Students

Mireille Bishay (PhD 2016)

BA Boston College (2003), MA Boston University (2011). Her dissertation offers a juxtaposition of Augustine and Sartre on the “constitution of the self” and the possibility of ethics. (“Constituting Selves: Augustine, Sartre, and the Role of Religion in Structuring the Relationship Between Self and Other”).

Theresa Cooney (PhD 2015)

BA Georgetown University (2006), MTS Harvard Divinity School (2008). Dr. Cooney specializes in philosophy of religion and political theology. Her dissertation offers a critical reading of the early Catholic writings of Carl Schmitt (“The Priority of Form in Carl Schmitt’s Early Catholic Writings”). From the dissertation abstract:

I argue that Schmitt’s theological perspective and his concept of form reinforce one another by elevating a particular brand of personalist, juridical rationality that vitiates against the irrational in political and religious life.
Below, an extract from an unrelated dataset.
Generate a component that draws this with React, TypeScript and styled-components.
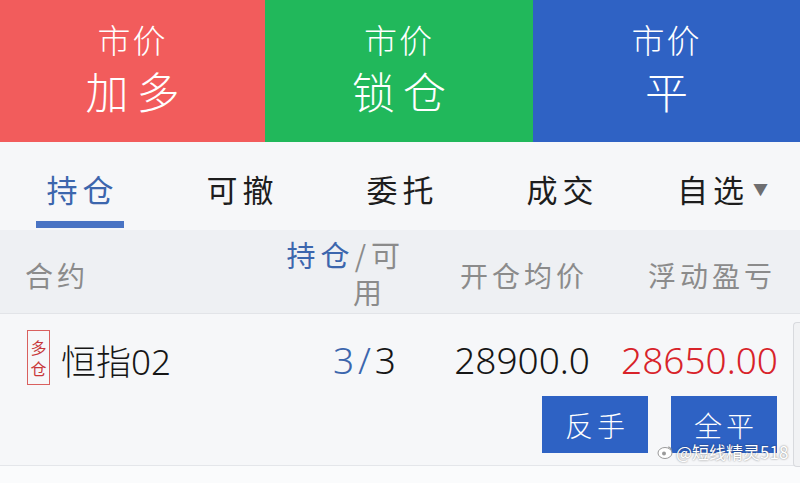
import styled, { createGlobalStyle } from "styled-components";

const GlobalStyle = createGlobalStyle`
  html, body {
    margin: 0;
    padding: 0;
    background: #f6f7f9;
  }
  body {
    font-family: "Noto Sans", "Noto Sans CJK SC", sans-serif;
    overflow: hidden;
  }
`;

const Page = styled.div`
  position: relative;
  width: 800px;
  height: 483px;
  overflow: hidden;
  background: #f6f7f9;
`;

const ActionBar = styled.div`
  display: grid;
  grid-template-columns: 265px 268px 267px;
  height: 142px;
`;

const ActionButton = styled.div<{ $bg: string }>`
  display: flex;
  flex-direction: column;
  align-items: center;
  justify-content: center;
  background: ${(p) => p.$bg};
  color: #fff;
  padding-bottom: 4px;
`;

const ActionSmall = styled.span`
  font-size: 33px;
  line-height: 42px;
  letter-spacing: 2px;
  font-family: "Noto Sans CJK SC", sans-serif;
  font-weight: 300;
`;

const ActionBig = styled.span`
  font-size: 43px;
  line-height: 60px;
  letter-spacing: 8px;
  margin-right: -8px;
  font-family: "Noto Sans CJK SC", sans-serif;
  font-weight: 300;
`;

const TabBar = styled.div`
  display: grid;
  grid-template-columns: repeat(5, 160px);
  height: 88px;
  background: #f6f7f9;
`;

const Tab = styled.div<{ $active?: boolean }>`
  display: flex;
  flex-direction: column;
  align-items: center;
  padding-top: 27px;
  color: ${(p) => (p.$active ? "#3c66ad" : "#1d1d1d")};
`;

const TabLabel = styled.span`
  display: flex;
  align-items: center;
  font-family: "Noto Sans CJK SC", sans-serif;
  font-size: 31px;
  line-height: 40px;
  letter-spacing: 5px;
  margin-right: -5px;
`;

const Caret = styled.span`
  font-size: 15px;
  color: #6e6e70;
  margin-left: 4px;
  letter-spacing: 0;
`;

const Underline = styled.div<{ $show?: boolean }>`
  width: 88px;
  height: 7px;
  margin-top: 12px;
  background: ${(p) => (p.$show ? "#4a74c4" : "transparent")};
`;

const Header = styled.div`
  display: grid;
  grid-template-columns: 215px 160px 188px 188px;
  padding: 0 24px 0 25px;
  height: 83px;
  align-items: center;
  background: #eef0f3;
  border-bottom: 1px solid #e2e4e8;
  font-family: "Noto Sans CJK SC", sans-serif;
  font-size: 28px;
  color: #8b8b8b;
  letter-spacing: 4px;
`;

const HeadCell = styled.div<{ $right?: boolean }>`
  text-align: ${(p) => (p.$right ? "right" : "left")};
  padding-top: 6px;
  white-space: nowrap;
`;

const StackedHead = styled.div`
  display: flex;
  flex-direction: column;
  align-items: flex-end;
  font-size: 29px;
  line-height: 37px;
  letter-spacing: 5px;
  margin-right: -5px;
  padding-top: 2px;
`;

const Accent = styled.span`
  color: #3c66ad;
`;

const SecondLine = styled.span`
  margin-right: 18px;
`;

const Row = styled.div`
  display: flex;
  flex-direction: column;
  padding: 20px 0 12px;
  background: #f6f7f9;
  border-bottom: 1px solid #e4e6ea;
`;

const DataLine = styled.div`
  display: grid;
  grid-template-columns: 215px 160px 188px 188px;
  padding: 0 23px 0 27px;
  height: 46px;
  align-items: center;
  font-size: 37px;
  color: #161616;
`;

const NameCell = styled.div`
  display: flex;
  align-items: center;
  gap: 11px;
`;

const Badge = styled.div`
  display: flex;
  flex-direction: column;
  align-items: center;
  justify-content: center;
  gap: 2px;
  width: 21px;
  height: 53px;
  border: 1.5px solid #d9605f;
  color: #c8383a;
  font-family: "Noto Sans CJK SC", sans-serif;
  font-size: 16px;
  line-height: 19px;
  margin-top: -4px;
`;

const Name = styled.span`
  font-size: 35px;
  font-weight: 300;
  font-family: "Noto Sans", "Noto Sans CJK SC", sans-serif;
`;

const NumCell = styled.div<{ $color?: string; $spaced?: boolean }>`
  text-align: right;
  color: ${(p) => p.$color ?? "#161616"};
  white-space: nowrap;
  font-weight: 300;
  letter-spacing: ${(p) => (p.$spaced ? "4px" : "0")};
  padding-right: ${(p) => (p.$spaced ? "2px" : "0")};
`;

const Blue = styled.span`
  color: #3c66ad;
`;

const ButtonLine = styled.div`
  display: flex;
  justify-content: flex-end;
  gap: 23px;
  padding-right: 23px;
  margin-top: 16px;
`;

const RowButton = styled.button`
  width: 106px;
  height: 57px;
  border: none;
  background: #2e62c4;
  color: #fff;
  font-family: "Noto Sans CJK SC", sans-serif;
  font-size: 28px;
  font-weight: 300;
  letter-spacing: 4px;
  padding: 0 0 0 4px;
`;

const Footer = styled.div`
  height: 18px;
  background: #fafbfc;
`;

const ScrollThumb = styled.div`
  position: absolute;
  right: 0;
  top: 322px;
  width: 6px;
  height: 143px;
  border: 1px solid #d8dade;
  border-right: none;
  border-radius: 4px 0 0 4px;
  background: #f1f2f4;
`;

const Watermark = styled.div`
  position: absolute;
  left: 657px;
  top: 439px;
  display: flex;
  align-items: center;
  gap: 3px;
  color: #fff;
  font-family: "Noto Sans CJK SC", sans-serif;
  font-size: 17px;
  text-shadow: 0 0 2px rgba(0, 0, 0, 0.55);
`;

export default function App() {
  return (
    <Page>
      <GlobalStyle />
      <ActionBar>
        <ActionButton $bg="#f25c5c">
          <ActionSmall>市价</ActionSmall>
          <ActionBig>加多</ActionBig>
        </ActionButton>
        <ActionButton $bg="#21b85b">
          <ActionSmall>市价</ActionSmall>
          <ActionBig>锁仓</ActionBig>
        </ActionButton>
        <ActionButton $bg="#2f62c4">
          <ActionSmall>市价</ActionSmall>
          <ActionBig>平</ActionBig>
        </ActionButton>
      </ActionBar>

      <TabBar>
        {["持仓", "可撤", "委托", "成交"].map((t, i) => (
          <Tab key={t} $active={i === 0}>
            <TabLabel>{t}</TabLabel>
            <Underline $show={i === 0} />
          </Tab>
        ))}
        <Tab>
          <TabLabel>
            自选<Caret>▼</Caret>
          </TabLabel>
          <Underline />
        </Tab>
      </TabBar>

      <Header>
        <HeadCell>合约</HeadCell>
        <StackedHead>
          <span>
            <Accent>持仓</Accent>/可
          </span>
          <SecondLine>用</SecondLine>
        </StackedHead>
        <HeadCell $right>开仓均价</HeadCell>
        <HeadCell $right>浮动盈亏</HeadCell>
      </Header>

      <Row>
        <DataLine>
          <NameCell>
            <Badge>
              <span>多</span>
              <span>仓</span>
            </Badge>
            <Name>恒指02</Name>
          </NameCell>
          <NumCell $spaced>
            <Blue>3/</Blue>3
          </NumCell>
          <NumCell>28900.0</NumCell>
          <NumCell $color="#d8232a">28650.00</NumCell>
        </DataLine>
        <ButtonLine>
          <RowButton>反手</RowButton>
          <RowButton>全平</RowButton>
        </ButtonLine>
      </Row>
      <Footer />

      <ScrollThumb />
      <Watermark>
        <svg width="16" height="14" viewBox="0 0 16 14">
          <ellipse cx="8" cy="8" rx="7" ry="5.5" fill="#fff" stroke="#9a9a9a" strokeWidth="1" />
          <circle cx="7" cy="8.5" r="2" fill="#9a9a9a" />
          <path d="M11 2 Q14 2 14 5" stroke="#9a9a9a" fill="none" strokeWidth="1.2" />
        </svg>
        <span>@短线精灵518</span>
      </Watermark>
    </Page>
  );
}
Placing Schmitt’s concept of political form in dialogue with his Catholic public intellectualism, I explore Schmitt’s early attempts to overcome the form/substance dichotomy in political theory through his use of theological constructs. Beginning with responses of other high-profile Catholic intellectuals to Sichtbarkeit and Römischer Katholizismus, I find that concerns with political form, representation, and the threats of the “mechanization” of liberal bureaucracy and anarchic atheism were shared by Schmitt’s peers. Through an analysis of Schmitt’s early articulations of the relationship between form and substance—in his strictly legal and political writings and in his Catholic writings—I demonstrate that Schmitt emphasizes public belief, community, political action, and “personalist” representation as conditions of a viable social life. Close reading of Schmitt’s theological inquiry shows that his characterization of God, Christ, human nature, and the earthly and divine kingdoms fits his understanding of political form and human sovereignty. I argue that Schmitt’s theological perspective is both humanized and rendered problematic by his privileging of “form,” a concept that benefits from his theological perspective, while also being hindered by it.

Lesleigh Cushing Stahlberg (PhD 2003)

Dr. Cushing is Murray W. and Mildred K. Finard Associate Professor in Jewish Studies, and Associate Professor of Religion; and serves as Director of Jewish Studies at Colgate University. Her research focuses on post-biblical Jewish literature, literary theory, Western religions and the Bible in American life. Her publications include Sustaining Fictions: Intertextuality, Midrash, Translation, and the Literary Afterlife of the Bible. New York: T & T Clark, 2008, based on her dissertation, and work co-edited with Peter Hawkins, most recently From the Margins: Women of the Hebrew Bible and their Afterlives. Peter S. Hawkins, co-editor. Sheffield UK: Sheffield-Phoenix, 2009.

Leah Hochman (PhD 2000)

Dr. Hochman is the Director of the Louchheim School for Judaic Studies at USC and Associate Professor of Jewish Thought at HUC/JIR, Los Angeles. Her scholarly interests include the intersections of thought, philosophy and religion, the relationships between religion and literature in fiction, memoir, and autobiography, Judaism in the Americas, and Jewish life and culture in contemporary Germany. Her book, The Ugliness of Moses Mendelssohn: Aesthetics, Religion & Morality in the Eighteenth Century, which is a significant revision of her phd dissertation, was published by Routledge in 2014. Before teaching at HUC-JIR, Dr. Hochman taught at the University of Florida and Boston University.